F.J Blair shared with us some of the amazing illustrations included in his books:

The second book in the series, Curse of the Daemon Beast, was released quite recently (in May,2019), in this Temperance Whiteoak will have to track down Belial, a demon hiding in a remote mountain town, Shady Hollow. Sounds really interesting, in this second installment Temperance is playing more the role of a detective while at the same time

There’s definitely a detective aspect to the story, but it’s a very minor one. Temperance isn’t really solving a mystery so much as following a trail the daemon leaves behind. The whole thing is still pretty action heavy, but with the focus on only a single opponent, the story had to adapt with it.

Lots of Amazon reviews praise your series, congratulations! Here’s an interesting excerpt of one of the reviews I liked the most:

This was an excellently fun Western-style fantasy. My first note after beginning the book was “Wild, wild west with daemon-hunting witch and talking horse, love it already”. And I continued loving it throughout.

Would you say this is a good description of Bulletproof Witch?

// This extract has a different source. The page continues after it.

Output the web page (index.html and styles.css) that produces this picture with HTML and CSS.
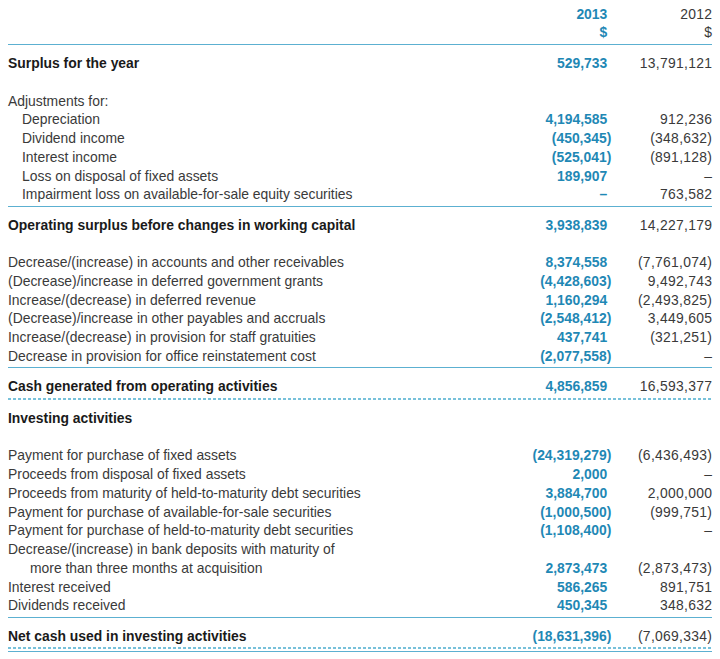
FILE: index.html
```html
<!DOCTYPE html>
<html>
<head>
<meta charset="utf-8">
<link rel="stylesheet" href="styles.css">
</head>
<body>
<div class="sheet">
  <div class="head">
    <div class="row hrow"><span class="lab"></span><span class="c13">2013</span><span class="c12">2012</span></div>
    <div class="row hrow"><span class="lab"></span><span class="c13">$</span><span class="c12">$</span></div>
  </div>

  <div class="sec solid">
    <div class="row b"><span class="lab">Surplus for the year</span><span class="c13">529,733</span><span class="c12">13,791,121</span></div>
    <div class="row gap"></div>
    <div class="row"><span class="lab">Adjustments for:</span><span class="c13"></span><span class="c12"></span></div>
    <div class="row"><span class="lab in1">Depreciation</span><span class="c13">4,194,585</span><span class="c12">912,236</span></div>
    <div class="row"><span class="lab in1">Dividend income</span><span class="c13">(450,345<span class="cp">)</span></span><span class="c12">(348,632)</span></div>
    <div class="row"><span class="lab in1">Interest income</span><span class="c13">(525,041<span class="cp">)</span></span><span class="c12">(891,128)</span></div>
    <div class="row"><span class="lab in1">Loss on disposal of fixed assets</span><span class="c13">189,907</span><span class="c12">–</span></div>
    <div class="row"><span class="lab in1">Impairment loss on available-for-sale equity securities</span><span class="c13">–</span><span class="c12">763,582</span></div>
  </div>

  <div class="sec solid">
    <div class="row b"><span class="lab">Operating surplus before changes in working capital</span><span class="c13">3,938,839</span><span class="c12">14,227,179</span></div>
    <div class="row gap"></div>
    <div class="row"><span class="lab">Decrease/(increase) in accounts and other receivables</span><span class="c13">8,374,558</span><span class="c12">(7,761,074)</span></div>
    <div class="row"><span class="lab">(Decrease)/increase in deferred government grants</span><span class="c13">(4,428,603<span class="cp">)</span></span><span class="c12">9,492,743</span></div>
    <div class="row"><span class="lab">Increase/(decrease) in deferred revenue</span><span class="c13">1,160,294</span><span class="c12">(2,493,825)</span></div>
    <div class="row"><span class="lab">(Decrease)/increase in other payables and accruals</span><span class="c13">(2,548,412<span class="cp">)</span></span><span class="c12">3,449,605</span></div>
    <div class="row"><span class="lab">Increase/(decrease) in provision for staff gratuities</span><span class="c13">437,741</span><span class="c12">(321,251)</span></div>
    <div class="row"><span class="lab">Decrease in provision for office reinstatement cost</span><span class="c13">(2,077,558<span class="cp">)</span></span><span class="c12">–</span></div>
  </div>

  <div class="sec dash">
    <div class="row b"><span class="lab">Cash generated from operating activities</span><span class="c13">4,856,859</span><span class="c12">16,593,377</span></div>
  </div>

  <div class="sec solid">
    <div class="row b"><span class="lab">Investing activities</span><span class="c13"></span><span class="c12"></span></div>
    <div class="row gap"></div>
    <div class="row"><span class="lab">Payment for purchase of fixed assets</span><span class="c13">(24,319,279<span class="cp">)</span></span><span class="c12">(6,436,493)</span></div>
    <div class="row"><span class="lab">Proceeds from disposal of fixed assets</span><span class="c13">2,000</span><span class="c12">–</span></div>
    <div class="row"><span class="lab">Proceeds from maturity of held-to-maturity debt securities</span><span class="c13">3,884,700</span><span class="c12">2,000,000</span></div>
    <div class="row"><span class="lab">Payment for purchase of available-for-sale securities</span><span class="c13">(1,000,500<span class="cp">)</span></span><span class="c12">(999,751)</span></div>
    <div class="row"><span class="lab">Payment for purchase of held-to-maturity debt securities</span><span class="c13">(1,108,400<span class="cp">)</span></span><span class="c12">–</span></div>
    <div class="row"><span class="lab">Decrease/(increase) in bank deposits with maturity of</span><span class="c13"></span><span class="c12"></span></div>
    <div class="row"><span class="lab in2">more than three months at acquisition</span><span class="c13">2,873,473</span><span class="c12">(2,873,473)</span></div>
    <div class="row"><span class="lab">Interest received</span><span class="c13">586,265</span><span class="c12">891,751</span></div>
    <div class="row"><span class="lab">Dividends received</span><span class="c13">450,345</span><span class="c12">348,632</span></div>
  </div>

  <div class="sec last">
    <div class="row b"><span class="lab">Net cash used in investing activities</span><span class="c13">(18,631,396<span class="cp">)</span></span><span class="c12">(7,069,334)</span></div>
    <div class="rule-dash"></div>
    <div class="rule-solid"></div>
  </div>
</div>
</body>
</html>
```

FILE: styles.css
```css
html, body {
  margin: 0;
  padding: 0;
  background: #ffffff;
}

body {
  font-family: "Liberation Sans", Arial, Helvetica, sans-serif;
  font-size: 13.9px;
  color: #3a3a3a;
}

.sheet {
  width: 704px;
  margin: 0 8px;
  padding-top: 5px;
}

.row {
  display: flex;
  line-height: 18.75px;
  height: 18.75px;
  white-space: nowrap;
}

.lab {
  flex: 1;
}

.c13 {
  width: 150px;
  text-align: right;
  color: #1f88b5;
  font-weight: bold;
}

.c12 {
  width: 105px;
  text-align: right;
  letter-spacing: 0.3px;
  margin-right: -0.3px;
}

.cp {
  margin-right: -4px;
}

.b .lab {
  font-weight: bold;
  color: #1a1a1a;
}

.in1 {
  padding-left: 14px;
}

.in2 {
  padding-left: 22px;
}

.head {
  padding-bottom: 3px;
  border-bottom: 1.5px solid #5cb0d1;
}

.hrow {
  line-height: 18px;
  height: 18px;
}

.sec {
  padding-top: 9px;
}

.solid {
  padding-bottom: 1.5px;
  border-bottom: 1.5px solid #5cb0d1;
}

.dash {
  padding-bottom: 2.5px;
}

.dash::after {
  content: "";
  display: block;
  height: 1.5px;
  background: repeating-linear-gradient(90deg, #78c1da 0 3px, transparent 3px 5px);
  position: relative;
  top: 2.5px;
}

.rule-dash {
  margin-top: 2px;
  height: 1.5px;
  background: repeating-linear-gradient(90deg, #78c1da 0 3px, transparent 3px 5px);
}

.rule-solid {
  margin-top: 2px;
  height: 1.5px;
  background: #5cb0d1;
}
```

Yep! Definitely one of my favorites. Although Wild, Wild West had a fair bit more technology than my story (at least for the moment. Buhahaha . . . .)

Bulletproof Witch is short for the Fantasy word count standards. By breaking this “rule” you made the story being more fast-paced and straight to the point, which somehow portraits better the setting of a western.

I never really set out do anything different with this story. When I started, I wrote the first book the exact length it felt like the story needed to be. I’m glad that it worked with the feel of this particular story, but I’m not opposed to having something lengthier or more involved in the later books. Case in point, book two is about twice the length of book one, and the third book will be as long as the first two combined.

Hopefully a longer book won’t lose the earlier story’s fast-paced action or western feel. I’m pretty confident though that they’ll be just as enjoyable as the first one.